Apesar das manifestações de alguns aliados, Renan percebeu que a
proposta não havia recebido o número de apoio necessário para que ela
fosse aprovada. De posse do relatório, a senador Simone Tebet (PMDB-MS)
afirmou que as novas regras poderiam ser utilizadas como um “abafa” às
investigações. “Do jeito que está tem cheiro de abafa da Lava Jato… Não
vou me servir do meu mandato para virar as costas para o povo
brasileiro. Eu li o projeto e ele não está maduro para ser votado”
ressaltou.
Um dos autores do requerimento pela retirada da proposta da pauta,
Randolfe Rodrigues (Rede-AP) considerou que o principal alvo do texto é
atingir o Ministério Público Federal. “Quem vai definir a subjetividade
do aceitável e do razoável na atuação de um promotor de justiça, de um
procurador da República, de um membro do Ministério Público? A
subjetividade vai acabar criminalizando o acusador”, afirmou. Diante do
isolamento no plenário, Renan anunciou que não colocaria o projeto em
votação e encaminharia para a Comissão.
Condenação. O projeto apresentado define os crimes
de abuso de autoridade cometidos por agente público, incluindo neste rol
servidores públicos e pessoas a eles equiparadas, além de membros do
Ministério Público e dos Poderes Judiciário e Legislativo de todas as
esferas da Administração Pública – federal, estadual, distrital e
municipal.
O texto estabelece, como efeito da condenação, a obrigação de
indenizar o dano causado pelo crime, devendo o juízo criminal fixar o
valor mínimo de reparação, considerando os prejuízos sofridos pelo
ofendido. No caso de reincidência, a condenação poderá ser a perda do
cargo, mandato ou função pública, independentemente da pena aplicada.

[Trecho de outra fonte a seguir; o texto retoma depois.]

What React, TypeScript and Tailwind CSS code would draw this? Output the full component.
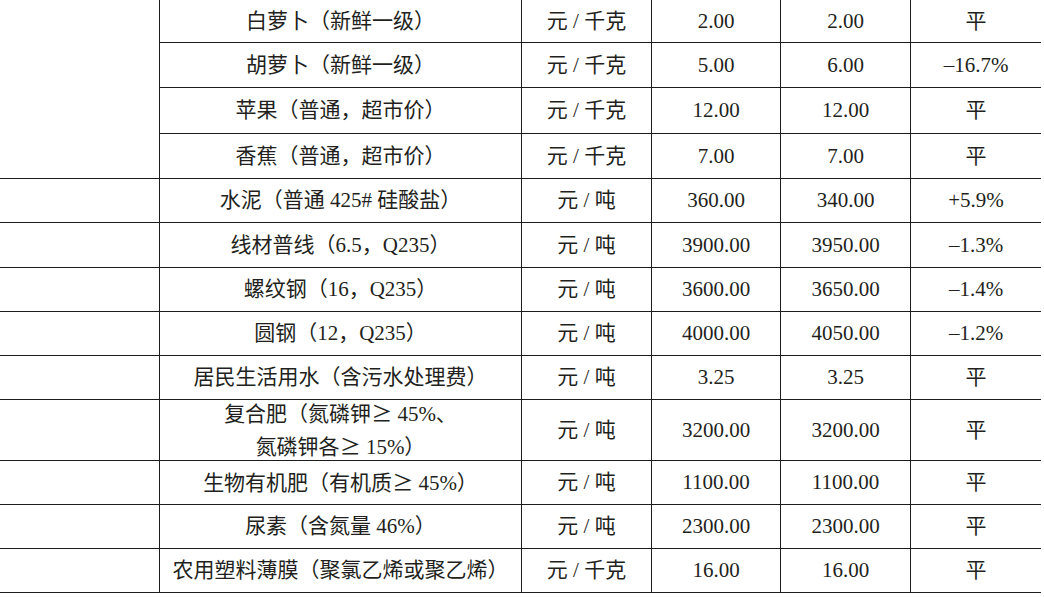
import React from "react";

type Row = {
  name: React.ReactNode;
  unit: string;
  prev: string;
  curr: string;
  change: string;
  h: string;
};

// wide CJK-style "≥" as in the printed table
const Ge = () => <span className="font-['Noto_Sans_CJK_JP',sans-serif]">≥</span>;

const rows: Row[] = [
  { name: "白萝卜（新鲜一级）", unit: "元 / 千克", prev: "2.00", curr: "2.00", change: "平", h: "h-[43px]" },
  { name: "胡萝卜（新鲜一级）", unit: "元 / 千克", prev: "5.00", curr: "6.00", change: "–16.7%", h: "h-[45px]" },
  { name: "苹果（普通，超市价）", unit: "元 / 千克", prev: "12.00", curr: "12.00", change: "平", h: "h-[46px]" },
  { name: "香蕉（普通，超市价）", unit: "元 / 千克", prev: "7.00", curr: "7.00", change: "平", h: "h-[45px]" },
  { name: "水泥（普通 425# 硅酸盐）", unit: "元 / 吨", prev: "360.00", curr: "340.00", change: "+5.9%", h: "h-[44px]" },
  { name: "线材普线（6.5，Q235）", unit: "元 / 吨", prev: "3900.00", curr: "3950.00", change: "–1.3%", h: "h-[45px]" },
  { name: "螺纹钢（16，Q235）", unit: "元 / 吨", prev: "3600.00", curr: "3650.00", change: "–1.4%", h: "h-[44px]" },
  { name: "圆钢（12，Q235）", unit: "元 / 吨", prev: "4000.00", curr: "4050.00", change: "–1.2%", h: "h-[44px]" },
  { name: "居民生活用水（含污水处理费）", unit: "元 / 吨", prev: "3.25", curr: "3.25", change: "平", h: "h-[44px]" },
  {
    name: (
      <>
        复合肥（氮磷钾<Ge /> 45%、
        <br />
        氮磷钾各<Ge /> 15%）
      </>
    ),
    unit: "元 / 吨",
    prev: "3200.00",
    curr: "3200.00",
    change: "平",
    h: "h-[61px]",
  },
  {
    name: (
      <>
        生物有机肥（有机质<Ge /> 45%）
      </>
    ),
    unit: "元 / 吨",
    prev: "1100.00",
    curr: "1100.00",
    change: "平",
    h: "h-[44px]",
  },
  { name: "尿素（含氮量 46%）", unit: "元 / 吨", prev: "2300.00", curr: "2300.00", change: "平", h: "h-[44px]" },
  { name: "农用塑料薄膜（聚氯乙烯或聚乙烯）", unit: "元 / 千克", prev: "16.00", curr: "16.00", change: "平", h: "h-[44px]" },
];

const cell = "flex items-center justify-center border-l border-b border-[#1c1c1c] text-center";

export default function App() {
  return (
    <div className="w-[1044px] h-[597px] bg-white overflow-hidden text-[#231f20] text-[21px] leading-[31px] font-['Liberation_Serif','Noto_Sans_CJK_SC',serif]">
      <div className="flex w-[1041px]">
        <div className="w-[159px] border-b border-[#1c1c1c]" />
        <div className="flex flex-col">
          {rows.slice(0, 4).map((r, i) => (
            <RowCells key={i} r={r} />
          ))}
        </div>
      </div>
      {rows.slice(4).map((r, i) => (
        <div key={i} className="flex w-[1041px]">
          <div className={`w-[159px] border-b border-[#1c1c1c] ${r.h}`} />
          <RowCells r={r} />
        </div>
      ))}
    </div>
  );
}

function RowCells({ r }: { r: Row }) {
  return (
    <div className={`flex ${r.h}`}>
      <div className={`${cell} w-[362px]`}>
        <span>{r.name}</span>
      </div>
      <div className={`${cell} w-[130px]`}>{r.unit}</div>
      <div className={`${cell} w-[129px]`}>{r.prev}</div>
      <div className={`${cell} w-[130px]`}>{r.curr}</div>
      <div className={`${cell} w-[131px]`}>{r.change}</div>
    </div>
  );
}
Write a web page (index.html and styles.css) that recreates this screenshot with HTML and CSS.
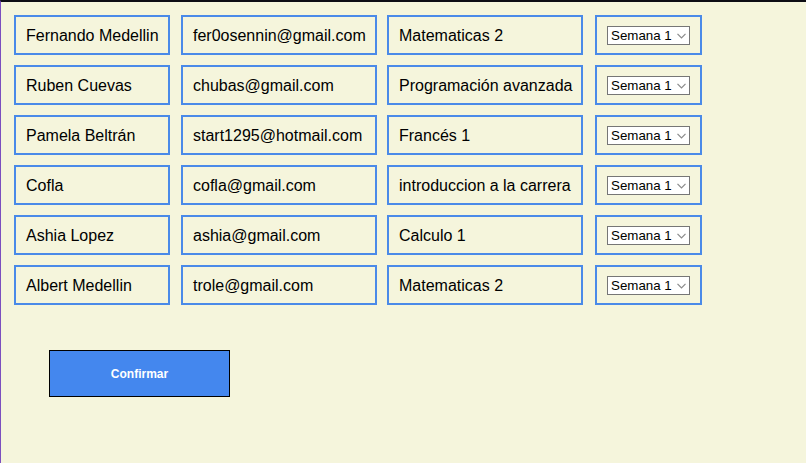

Entre as penas previstas também está a detenção, de até quatro anos, a
autoridade que decretar a condução coercitiva de testemunha ou
investigado manifestamente descabida ou sem prévia intimação de
comparecimento ao juízo. O projeto prevê ainda pena de até 2 anos ao
agente público que permitir fotografar ou filmar investigado, indiciado
ou vítima em processo penal, sem seu consentimento.
Manobra. Durante a tarde desta quarta-feira, Renan
tentou incluir no projeto uma medida para garantir ao peemedebista e a
demais detentores de foro privilegiado o direito a serem julgados em
ações de improbidade apenas por tribunais. Atualmente, esse tipo de ação
– mesmo para quem tem foro privilegiado – é julgada na primeira
instância por ter natureza cível. Esse direito seria obtido com a
incorporação de projeto de lei antigo já aprovado pela Câmara à proposta
atual.
O projeto de lei 65 de 1999 da Câmara que foi desarquivado nesta
quarta pela Secretaria Geral da Mesa do Senado prevê, além de punições
como prisão para juízes e promotores condenados por abuso de autoridade
por declarações sobre processos, a adoção do foro por prerrogativa de
função para casos de improbidade administrativa.
Isso significa que as ações penais iriam tramitar no Supremo Tribunal
Federal, foro em que Renan é alvo de investigações criminais, como o
processo em que ele é acusado de ter recebido propina da construtora
Mendes Júnior para apresentar emendas parlamentares que beneficiavam a
empreiteira.
A estratégia de Renan, que tem amparo regimental, consiste em apensar
essa proposta de 1999 ao projeto de abuso de autoridade, cujo autor é o
próprio peemedebista e é relatado pelo senador Roberto Requião.